• Information shown:
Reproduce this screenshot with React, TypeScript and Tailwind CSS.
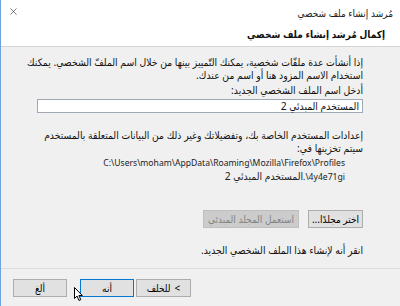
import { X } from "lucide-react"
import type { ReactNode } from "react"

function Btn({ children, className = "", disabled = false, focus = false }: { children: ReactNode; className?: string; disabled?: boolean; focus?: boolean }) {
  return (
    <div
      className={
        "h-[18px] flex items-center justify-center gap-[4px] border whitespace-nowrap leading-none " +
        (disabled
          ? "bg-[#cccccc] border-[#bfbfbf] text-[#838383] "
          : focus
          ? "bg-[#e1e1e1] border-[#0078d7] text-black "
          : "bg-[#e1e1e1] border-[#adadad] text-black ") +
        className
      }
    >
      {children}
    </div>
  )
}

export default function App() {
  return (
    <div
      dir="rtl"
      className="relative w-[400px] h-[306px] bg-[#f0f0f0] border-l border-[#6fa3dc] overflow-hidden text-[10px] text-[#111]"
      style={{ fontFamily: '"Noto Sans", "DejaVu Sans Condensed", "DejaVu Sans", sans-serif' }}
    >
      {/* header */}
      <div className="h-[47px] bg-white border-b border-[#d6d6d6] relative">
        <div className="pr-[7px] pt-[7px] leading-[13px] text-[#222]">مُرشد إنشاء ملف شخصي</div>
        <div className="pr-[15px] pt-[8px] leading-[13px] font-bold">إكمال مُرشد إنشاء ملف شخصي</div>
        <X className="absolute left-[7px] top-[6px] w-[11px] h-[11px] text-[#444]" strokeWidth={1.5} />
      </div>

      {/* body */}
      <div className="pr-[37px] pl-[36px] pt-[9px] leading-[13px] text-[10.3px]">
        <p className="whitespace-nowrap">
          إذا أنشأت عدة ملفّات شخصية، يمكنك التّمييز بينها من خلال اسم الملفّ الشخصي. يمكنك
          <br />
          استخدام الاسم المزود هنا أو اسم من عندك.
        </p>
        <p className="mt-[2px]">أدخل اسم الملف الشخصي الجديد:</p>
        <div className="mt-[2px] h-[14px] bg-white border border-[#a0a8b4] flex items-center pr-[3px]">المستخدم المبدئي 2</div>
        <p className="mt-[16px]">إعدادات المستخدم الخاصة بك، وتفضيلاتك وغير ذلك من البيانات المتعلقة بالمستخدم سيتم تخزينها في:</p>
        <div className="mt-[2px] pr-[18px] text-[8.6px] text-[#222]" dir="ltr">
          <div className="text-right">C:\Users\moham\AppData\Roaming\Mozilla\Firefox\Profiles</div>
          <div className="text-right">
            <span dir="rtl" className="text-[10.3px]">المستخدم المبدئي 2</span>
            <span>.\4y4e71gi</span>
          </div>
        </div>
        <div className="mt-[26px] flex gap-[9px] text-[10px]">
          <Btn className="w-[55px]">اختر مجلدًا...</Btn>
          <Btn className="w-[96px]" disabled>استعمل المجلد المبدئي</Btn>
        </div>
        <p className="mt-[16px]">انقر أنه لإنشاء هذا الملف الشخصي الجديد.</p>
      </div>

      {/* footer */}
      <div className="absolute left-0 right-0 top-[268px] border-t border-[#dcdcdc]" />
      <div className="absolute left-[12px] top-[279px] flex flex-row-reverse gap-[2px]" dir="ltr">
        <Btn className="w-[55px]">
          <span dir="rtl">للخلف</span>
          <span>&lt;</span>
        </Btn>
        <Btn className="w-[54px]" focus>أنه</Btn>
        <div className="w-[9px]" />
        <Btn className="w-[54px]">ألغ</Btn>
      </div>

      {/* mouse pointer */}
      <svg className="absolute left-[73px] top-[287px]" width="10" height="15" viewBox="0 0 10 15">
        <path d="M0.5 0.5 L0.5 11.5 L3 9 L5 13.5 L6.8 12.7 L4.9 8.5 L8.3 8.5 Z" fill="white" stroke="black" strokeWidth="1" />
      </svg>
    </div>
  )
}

• Problem: Would you return the data exactly as written, without the pictures?

• Answer to the exercise:
Reproduce this screenshot with React, TypeScript and Tailwind CSS.
import { X } from "lucide-react"
import type { ReactNode } from "react"

function Btn({ children, className = "", disabled = false, focus = false }: { children: ReactNode; className?: string; disabled?: boolean; focus?: boolean }) {
  return (
    <div
      className={
        "h-[18px] flex items-center justify-center gap-[4px] border whitespace-nowrap leading-none " +
        (disabled
          ? "bg-[#cccccc] border-[#bfbfbf] text-[#838383] "
          : focus
          ? "bg-[#e1e1e1] border-[#0078d7] text-black "
          : "bg-[#e1e1e1] border-[#adadad] text-black ") +
        className
      }
    >
      {children}
    </div>
  )
}

export default function App() {
  return (
    <div
      dir="rtl"
      className="relative w-[400px] h-[306px] bg-[#f0f0f0] border-l border-[#6fa3dc] overflow-hidden text-[10px] text-[#111]"
      style={{ fontFamily: '"Noto Sans", "DejaVu Sans Condensed", "DejaVu Sans", sans-serif' }}
    >
      {/* header */}
      <div className="h-[47px] bg-white border-b border-[#d6d6d6] relative">
        <div className="pr-[7px] pt-[7px] leading-[13px] text-[#222]">مُرشد إنشاء ملف شخصي</div>
        <div className="pr-[15px] pt-[8px] leading-[13px] font-bold">إكمال مُرشد إنشاء ملف شخصي</div>
        <X className="absolute left-[7px] top-[6px] w-[11px] h-[11px] text-[#444]" strokeWidth={1.5} />
      </div>

      {/* body */}
      <div className="pr-[37px] pl-[36px] pt-[9px] leading-[13px] text-[10.3px]">
        <p className="whitespace-nowrap">
          إذا أنشأت عدة ملفّات شخصية، يمكنك التّمييز بينها من خلال اسم الملفّ الشخصي. يمكنك
          <br />
          استخدام الاسم المزود هنا أو اسم من عندك.
        </p>
        <p className="mt-[2px]">أدخل اسم الملف الشخصي الجديد:</p>
        <div className="mt-[2px] h-[14px] bg-white border border-[#a0a8b4] flex items-center pr-[3px]">المستخدم المبدئي 2</div>
        <p className="mt-[16px]">إعدادات المستخدم الخاصة بك، وتفضيلاتك وغير ذلك من البيانات المتعلقة بالمستخدم سيتم تخزينها في:</p>
        <div className="mt-[2px] pr-[18px] text-[8.6px] text-[#222]" dir="ltr">
          <div className="text-right">C:\Users\moham\AppData\Roaming\Mozilla\Firefox\Profiles</div>
          <div className="text-right">
            <span dir="rtl" className="text-[10.3px]">المستخدم المبدئي 2</span>
            <span>.\4y4e71gi</span>
          </div>
        </div>
        <div className="mt-[26px] flex gap-[9px] text-[10px]">
          <Btn className="w-[55px]">اختر مجلدًا...</Btn>
          <Btn className="w-[96px]" disabled>استعمل المجلد المبدئي</Btn>
        </div>
        <p className="mt-[16px]">انقر أنه لإنشاء هذا الملف الشخصي الجديد.</p>
      </div>

      {/* footer */}
      <div className="absolute left-0 right-0 top-[268px] border-t border-[#dcdcdc]" />
      <div className="absolute left-[12px] top-[279px] flex flex-row-reverse gap-[2px]" dir="ltr">
        <Btn className="w-[55px]">
          <span dir="rtl">للخلف</span>
          <span>&lt;</span>
        </Btn>
        <Btn className="w-[54px]" focus>أنه</Btn>
        <div className="w-[9px]" />
        <Btn className="w-[54px]">ألغ</Btn>
      </div>

      {/* mouse pointer */}
      <svg className="absolute left-[73px] top-[287px]" width="10" height="15" viewBox="0 0 10 15">
        <path d="M0.5 0.5 L0.5 11.5 L3 9 L5 13.5 L6.8 12.7 L4.9 8.5 L8.3 8.5 Z" fill="white" stroke="black" strokeWidth="1" />
      </svg>
    </div>
  )
}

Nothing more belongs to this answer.